The portal is Astrogrid's web-based user interface, a browser being used to interact with services provided by the underlying Astrogrid infrastructure. The purpose being to enable a user to exploit the services and do some astronomy. To a user, the portal is the Virtual Observatory.
The portal itself provides a level of organization that adds value to the raw services. The basic organization centres around seven main pages:
A word is required of the basic ideas behind Astrogrid that have driven organization of the portal.
Astrogrid has been described as a data mining application. There are many collections of astronomical data and the volume of information is expanding at an increasing rate. Unfortunately there is little uniformity here: the collections are both heterogenous and distributed, and large enough to defeat the most ardent researcher. Behind the portal stands the registry, where details of resources are registered in standardized formats suitable for automatic searching by computerised techniques. Astrogrid uses the registry to hold information on both data collections and its own internal resources.
The registry can be explored directly using the Resource Explorer page, but is also of critical importance to the Query Editor and the Worfkflow Editor. The place of query and of workflow in Astrogrid require some explanation...
The aim of the Query Editor is to provide a means of taking information about a data collection from the registry and formating an astronomical query that can be submitted against that data collection. Being able to query against one data collection is an important but in itself limited facility. The results of a query may require further processing or the results of a number of separate queries may need processing and amalgamating in interesting ways. This aspect is fullfilled by workflow, which adds an amount of muscle to the astronomer's toolkit, but also a degree of complexity. The Workflow Editor enables workflows to be designed that can combine queries with the processing of other astronomical tools in a multi-stepped manner. There are no limits other than available processing power and the patience of the astronomer in designing a workflow. Multiple queries can be run, the results analysed, federated and processed by standard tools whose presence has been recorded in the registry. The steps can be processed at different locations. The results of one workflow can be used subsequently as the input of another workflow. Queries, workflows and results can be shared, and thus in important respects become intellectual capital.

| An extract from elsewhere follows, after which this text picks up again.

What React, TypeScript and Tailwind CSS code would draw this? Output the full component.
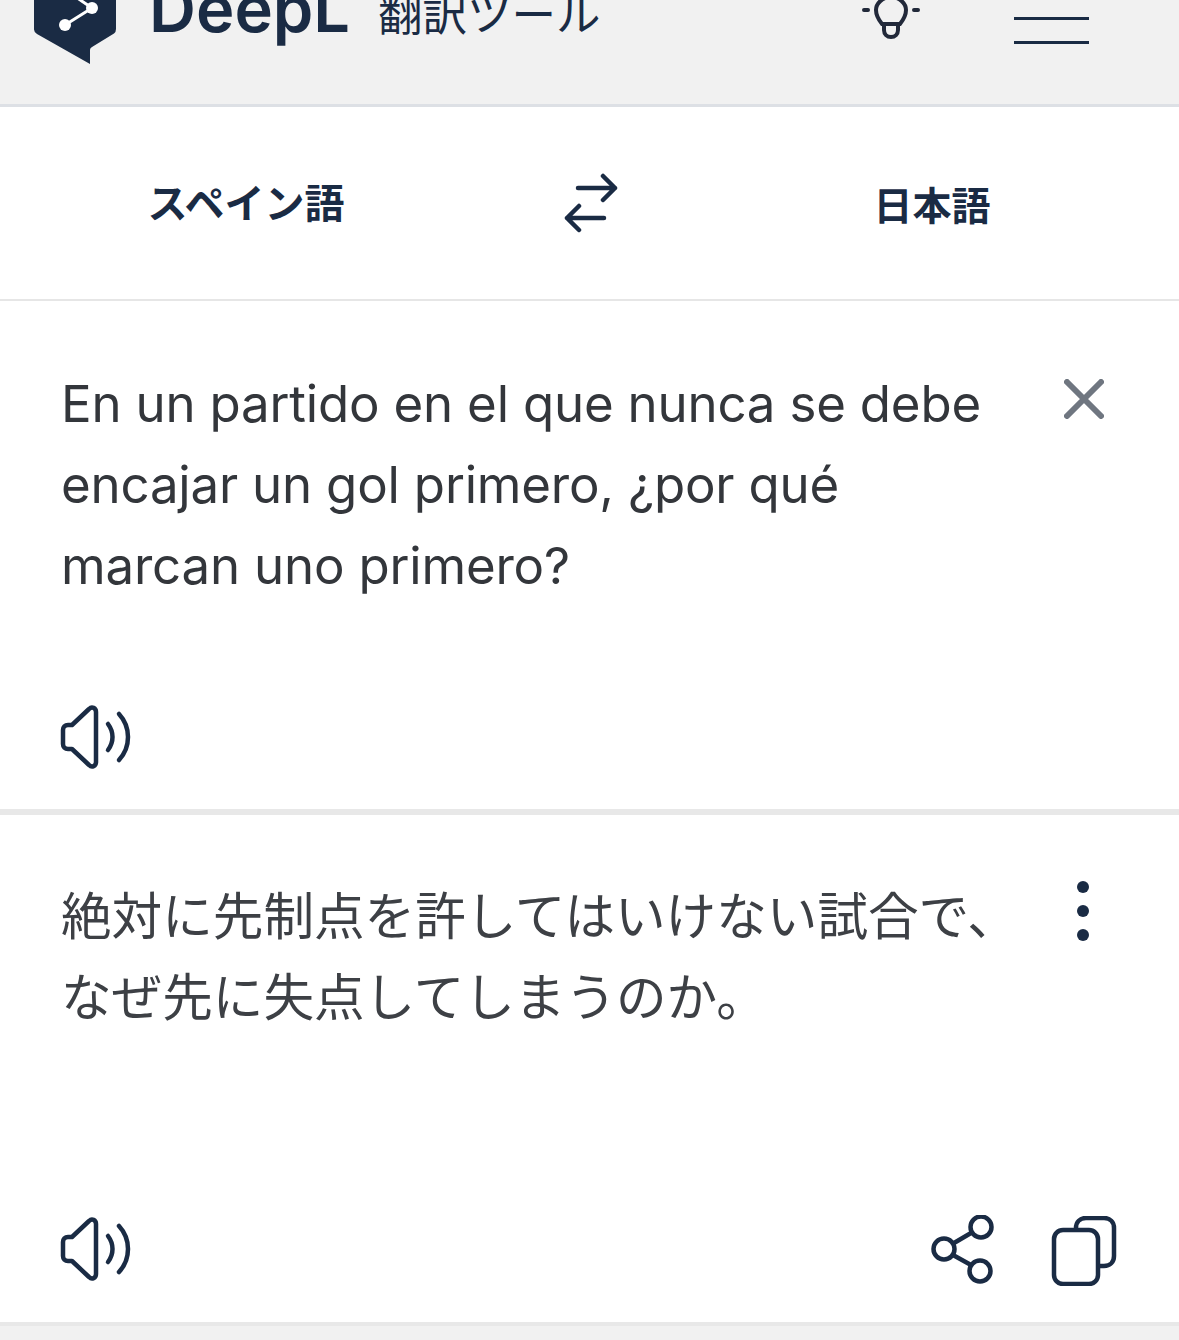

It is useful to think of workflows as existing in two contexts. One is design time: workflows must be designed and the designs persist like the blueprint of a building. The other context is execution time. Workflows must be executed to produce results (much like a building must be built using the blueprint). When a user in the Workflow Editor submits a workflow for execution, the workflow becomes known as a job and can be tracked by the Job Monitor page.
A quick reading of the above will show the need for a virtual file system. Query designs, workflow designs and any files used or produced by workflows are held within MySpace, which is the VO's virtual file system. The MySpace Explorer page gives the user access to the user's home space, where all a user's files reside. The physical location of the files is automatically handled by the system, although a certain amount of intervention is allowed if the user so chooses.
Until a full suite of desktop applications becomes available the portal is the user interface into the VO. It is very easy to install with very few prerequisites, although the trick is to get all other components to the state where the portal can begin orchestrating them.